Ale zbyt często się mylą. Bo w przedsądzie nie bada się podstaw skargi kasacyjnej. Kwestia tego zaś, w jakiej formule powinny być rozpoznawane sprawy wniesione wadliwie z perspektywy podstaw kasacyjnych, jest jednak odrębna. Po pierwsze, myślę, że wystarczającym obostrzeniem jest bariera finansowa. Opłata w przedsądzie stanowi jedną czwartą kosztów skargi kasacyjnej. Gdyby go zlikwidowano, po wniesieniu całej kwoty nie można by liczyć na zwrot 3/4 jej wartości. Złożenie skargi kasacyjnej w przypadku braku lub poważnych wątpliwości co do podstaw byłoby więc bardzo ryzykowne. Po drugie, rzeczywiście sprawy powinny być lepiej preseleksjonowane przez pełnomocników. Czasami jest to trudne ze względu na dużą determinację klientów. Zresztą nawet doświadczeni adwokaci nie zawsze są przekonani co do tego, czy mają mocną przesłankę kasacyjną. Sam się już parokrotnie zdziwiłem, kiedy sprawa poległa w przedsądzie, choć myślałem, że podstawy były mocne. Z drugiej strony zdarzało się też odwrotnie. Składy trzyosobowe mają duże znaczenie właśnie w sądzie odwoławczym. W przypadkach gdy dochodzi do analizy problemu prawnego, dobrze, aby różne punkty widzenia się ze sobą zderzały.

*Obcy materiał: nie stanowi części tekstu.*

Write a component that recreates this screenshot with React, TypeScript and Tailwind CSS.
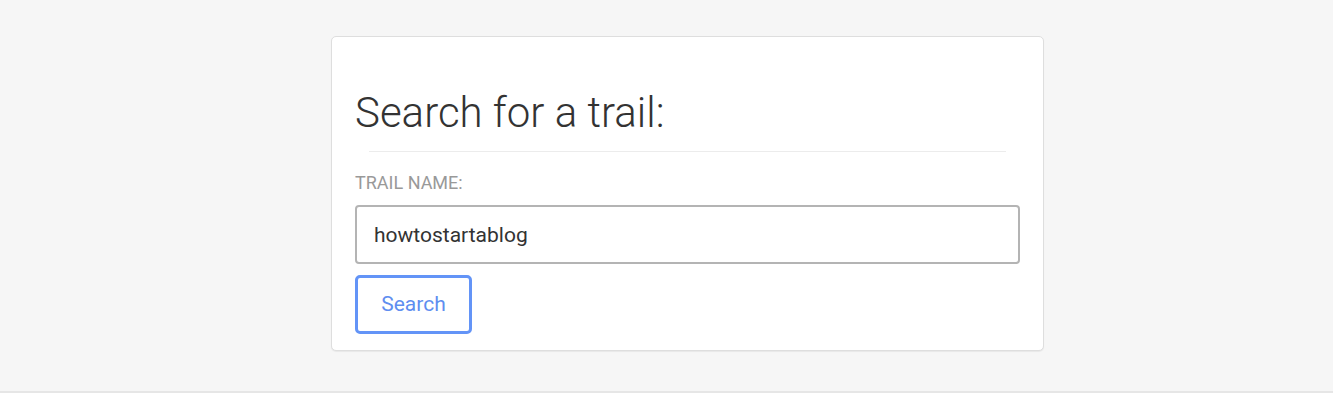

Tylko czy efekt finalny skarg kasacyjnych rozpatrywanych w składzie trzyosobowym będzie znacząco inny niż ten po ich przefiltrowaniu w przedsądzie?

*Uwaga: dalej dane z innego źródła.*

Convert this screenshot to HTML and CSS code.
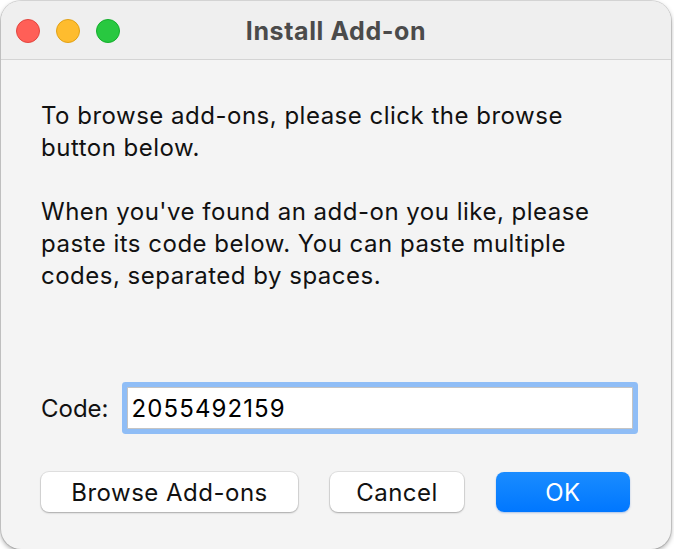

Nie wiem. Ale i teraz może dochodzić do absurdów, gdy w sprawie pojawia się rażące naruszenie prawa, a mimo to skarga nie jest przyjmowana, gdyż nie spełniła przesłanek w przedsądzie. Albo skarga kasacyjna jest instrumentem, który zapewnia stabilność orzecznictwa i selekcjonowanie ciekawych dla SN spraw, albo służy kontroli legalności orzeczeń. Teraz mamy rozwiązanie hybrydowe. Warto zastanowić się nad modyfikacją i zawężeniem przedmiotowego zakresu skarg kasacyjnych. Już obecnie nie przysługują one we wszystkich sprawach i niektóre z tych ograniczeń są dyskusyjne, np. dotyczące wartości przedmiotu sporu. Najbardziej wątpliwe ograniczenie występuje jednak w sprawach karnych – kontroli kasacyjnej nie podlega wyrok inny niż skazujący obywatela na bezwzględne pozbawienie wolności. A minister sprawiedliwości może wnieść kasację zawsze. I gdzie tu równość broni? By ją zagwarantować, symetryczne uprawnienie powinni mieć prezesi NRA i KRRP.